Dans ce recueil, Cabré a pris soin de diversifier les situations : un pianiste paralysé en plein concert par une peur panique (il faut dire à sa décharge qu’il croit avoir aperçu Schubert en chair et en os assis au premier rang), un mari qui découvre, le jour où l’on enterre son épouse, qu’il est stérile et que leurs trois enfants ne sont donc pas de lui, un prisonnier qui abandonne son plan d’évasion pour lire les lettres que lui a envoyées sa fille et qu’il attend depuis toujours, un bibliophile qui collectionne (afin de les lire) des livres oubliés de tous, un garçon de 9 ans, dans le camp de Treblinka, qui tue toute sa famille juive sous les yeux amusés des SS, un gars un peu pop qui drague une serveuse dans une discothèque, se fait ensuite démolir le portrait par un videur et se transforme en sniper pour se venger (on apprend qu’il a récemment quitté le séminaire), un simple d’esprit qui devient soldat et tue sa propre mère sans s’en rendre compte, ou encore un couple qui décide de se revoir devant le tombeau de Schubert, vingt-cinq ans après leur première rencontre, pour faire le bilan de leur vie (« Après vingt-cinq ans, tout sera joué. Mais si nous sommes vivants nous pourrons dire si nous nous sommes trompés. »)… Nous passons ainsi d’un auditorium à une prison puis à une bibliothèque privée, de la même manière qu’il nous faudra passer du XXe siècle au présent de Rembrandt ou à celui de Jean-Sébastien Bach, ou du Vatican à Treblinka, et de Vienne à Oslo (contrairement aux grands romans de Cabré, presque toujours campés dans des microcosmes, comme ces petits villages perdus dans les montagnes de la Catalogne).

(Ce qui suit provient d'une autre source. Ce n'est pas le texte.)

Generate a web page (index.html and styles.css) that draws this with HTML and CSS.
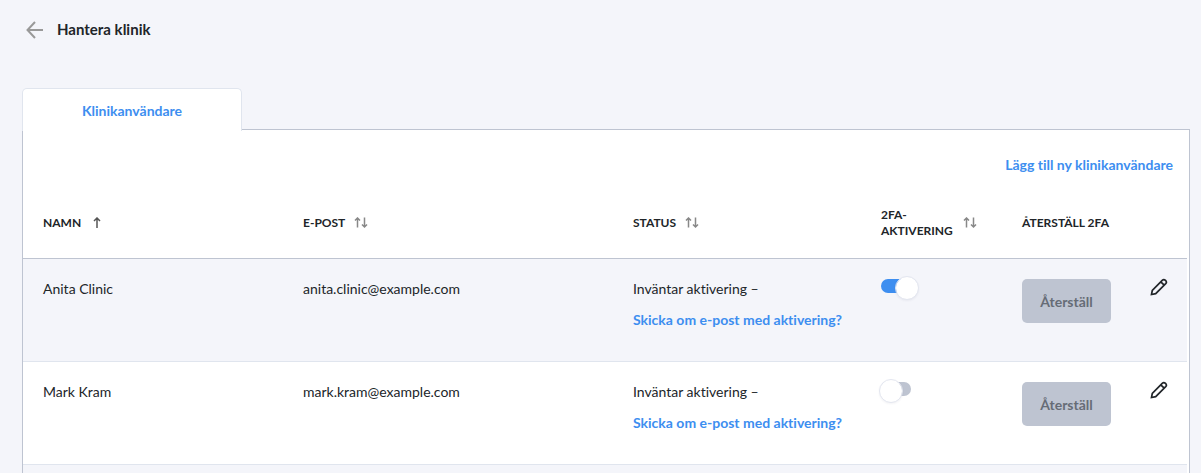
FILE: index.html
```html
<!DOCTYPE html>
<html lang="sv">
<head>
<meta charset="utf-8">
<meta name="viewport" content="width=device-width, initial-scale=1">
<title>Hantera klinik</title>
<link rel="stylesheet" href="styles.css">
</head>
<body>
<svg class="symbols" aria-hidden="true">
  <symbol id="up" viewBox="0 0 8 12"><path d="M4 11V1M1 4L4 1L7 4"/></symbol>
  <symbol id="sort" viewBox="0 0 14 12"><path d="M3.500 10.500V1M1 3.500L3.500 1L6 3.500M10.500 .5V10M8 7.500L10.500 10L13 7.500"/></symbol>
  <symbol id="pencil" viewBox="0 0 18 18"><path d="M1.500 16.500L2.300 12.300L12.200 2.300Q13.800 .8 15.500 2.400Q17.200 4.100 15.700 5.700L5.700 15.600ZM10.800 3.800L14.200 7.200"/></symbol>
</svg>
<header class="page-header">
  <button class="icon-button back" type="button" aria-label="Tillbaka">
    <svg viewBox="0 0 18 18"><path d="M17 9H1.500M9 1L1.500 9L9 17"/></svg>
  </button>
  <h1 class="title">Hantera klinik</h1>
</header>
<main class="content">
  <div class="tabs" role="tablist">
    <button class="tab" type="button" role="tab" aria-selected="true">Klinikanvändare</button>
  </div>
  <section class="panel">
    <div class="actions"><a class="link" href="#">Lägg till ny klinikanvändare</a></div>
    <table class="users">
      <colgroup>
        <col class="col-name"><col class="col-email"><col class="col-status"><col class="col-twofa"><col class="col-reset"><col class="col-edit">
      </colgroup>
      <thead>
        <tr>
          <th><span class="heading">Namn <svg class="arrow-up"><use href="#up"/></svg></span></th>
          <th><span class="heading">E-post <svg class="arrows"><use href="#sort"/></svg></span></th>
          <th><span class="heading">Status <svg class="arrows"><use href="#sort"/></svg></span></th>
          <th><span class="heading"><span class="wrap">2FA-aktivering</span> <svg class="arrows"><use href="#sort"/></svg></span></th>
          <th>Återställ 2FA</th>
          <td></td>
        </tr>
      </thead>
      <tbody>
        <tr>
          <td>Anita Clinic</td>
          <td>anita.clinic@example.com</td>
          <td><div class="status">Inväntar aktivering –</div><a class="link" href="#">Skicka om e-post med aktivering?</a></td>
          <td><input class="switch" type="checkbox" role="switch" aria-label="2FA-aktivering för Anita Clinic" checked></td>
          <td><button class="reset" type="button" disabled>Återställ</button></td>
          <td class="edit"><button class="icon-button" type="button" aria-label="Redigera Anita Clinic"><svg class="pencil"><use href="#pencil"/></svg></button></td>
        </tr>
        <tr>
          <td>Mark Kram</td>
          <td>mark.kram@example.com</td>
          <td><div class="status">Inväntar aktivering –</div><a class="link" href="#">Skicka om e-post med aktivering?</a></td>
          <td><input class="switch" type="checkbox" role="switch" aria-label="2FA-aktivering för Mark Kram"></td>
          <td><button class="reset" type="button" disabled>Återställ</button></td>
          <td class="edit"><button class="icon-button" type="button" aria-label="Redigera Mark Kram"><svg class="pencil"><use href="#pencil"/></svg></button></td>
        </tr>
        <tr><td colspan="6"></td></tr>
      </tbody>
    </table>
  </section>
</main>
</body>
</html>
```

FILE: styles.css
```css
* { box-sizing: border-box; }

body {
  display: flex;
  flex-direction: column;
  height: 100vh;
  margin: 0;
  padding: 0 11px 0 22px;
  overflow: hidden;
  background: #f4f5fa;
  color: #212529;
  font: 14px/20px Lato, "Open Sans", sans-serif;
  font-variant-ligatures: none;
}

svg {
  display: block;
  flex: none;
  fill: none;
  stroke: currentColor;
  stroke-width: 2;
}

.symbols { position: absolute; width: 0; height: 0; }

.page-header {
  display: flex;
  align-items: center;
  gap: 13px;
  height: 88px;
  padding: 0 4px 31px;
}

.title { margin: 0; font-size: 15px; line-height: 20px; font-weight: 700; }

.icon-button {
  display: block;
  padding: 0;
  border: 0;
  background: none;
  color: #212529;
  cursor: pointer;
}

.back { padding-top: 3px; color: #999; }
.back svg { width: 18px; height: 18px; }

.content { display: flex; flex: 1; flex-direction: column; min-height: 0; }

.tabs { display: flex; }

.tab {
  z-index: 1;
  width: 220px;
  height: 43px;
  margin-bottom: -2px;
  padding: 2px 0 0;
  border: 1px solid #e0e5ee;
  border-bottom: 0;
  border-radius: 5px 5px 0 0;
  background: #fff;
  color: #3d8ef0;
  font: inherit;
  font-variant-ligatures: none;
  font-weight: 700;
}

.panel {
  flex: 1;
  min-height: 0;
  padding-right: 2px;
  overflow: hidden;
  border: 1px solid #bec4d1;
  border-bottom: 0;
  background: #fff;
}

.actions { padding: 25px 14px 12px 0; text-align: right; }

.link { color: #3d8ef0; font-weight: 700; text-decoration: none; }

.users { width: 100%; border-collapse: separate; border-spacing: 0; table-layout: fixed; }

.col-name { width: 260px; }
.col-email { width: 330px; }
.col-status { width: 248px; }
.col-twofa { width: 141px; }
.col-reset { width: 128px; }

.users th, .users td { padding: 0 0 0 20px; text-align: left; }

.users thead th, .users thead td { height: 72px; border-bottom: 1px solid #bec4d1; }

.users th { font-size: 12px; line-height: 16px; font-weight: 700; text-transform: uppercase; }

.heading { display: flex; align-items: center; gap: 9px; }
.wrap { width: 73px; }

.arrow-up { width: 8px; height: 12px; margin-left: 3px; color: #555; }
.arrows { width: 14px; height: 12px; color: #888; }
.arrow-up, .arrows { stroke-width: 1.5; }

.users tbody td {
  height: 103px;
  padding-top: 20px;
  border-bottom: 1px solid #e0e5ee;
  vertical-align: top;
}

.users tbody tr:nth-child(odd) { background: #f4f5fa; }

.status { margin-bottom: 11px; }

.switch {
  appearance: none;
  display: block;
  position: relative;
  width: 30px;
  height: 14px;
  margin: 0;
  border-radius: 7px;
  background: #bec4d1;
}

.switch:checked { background: #3d8ef0; }

.switch::after {
  content: "";
  position: absolute;
  top: -3px;
  left: -2px;
  width: 22px;
  height: 22px;
  border: 1px solid #e4e7f0;
  border-radius: 50%;
  background: #fff;
  background-clip: padding-box;
  box-shadow: 0 1px 2px rgba(60, 70, 110, 0.06);
}

.switch:checked::after { left: 14px; }

.reset {
  display: block;
  min-width: 89px;
  height: 44px;
  padding: 2px 16px 0;
  border: 0;
  border-radius: 5px;
  background: #bec4d1;
  color: #666c76;
  font: inherit;
  font-variant-ligatures: none;
  font-weight: 700;
}

.users .edit { padding-top: 19px; }
.pencil { width: 18px; height: 18px; stroke-width: 1.7; }
```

Voyage d’hiver, et cela peut d’ailleurs surprendre, est un recueil fait de textes de valeur inégale : des nouvelles policières plutôt légères côtoient des textes aptes à ravir les plus mélomanes et les plus érudits des lecteurs. Au-delà de cette disparité manifeste, l’auteur a tissé entre ses récits de subtils liens, un réseau complexe d’échos et de résonances, dont le lecteur prend note au fil de sa lecture, et qu’il continuerait probablement de détecter s’il optait pour une seconde traversée du volume. L’ultime nouvelle par exemple, « Winterreise », complète la première (« Opus posthume ») : on comprend grâce à la dernière pourquoi, dans la première, lors d’un appel téléphonique passé par le pianiste Pere Bros, pourtant en pleine crise de panique, son interlocuteur et ami Zoltán Wesselèny paraît peu désireux de poursuivre l’échange.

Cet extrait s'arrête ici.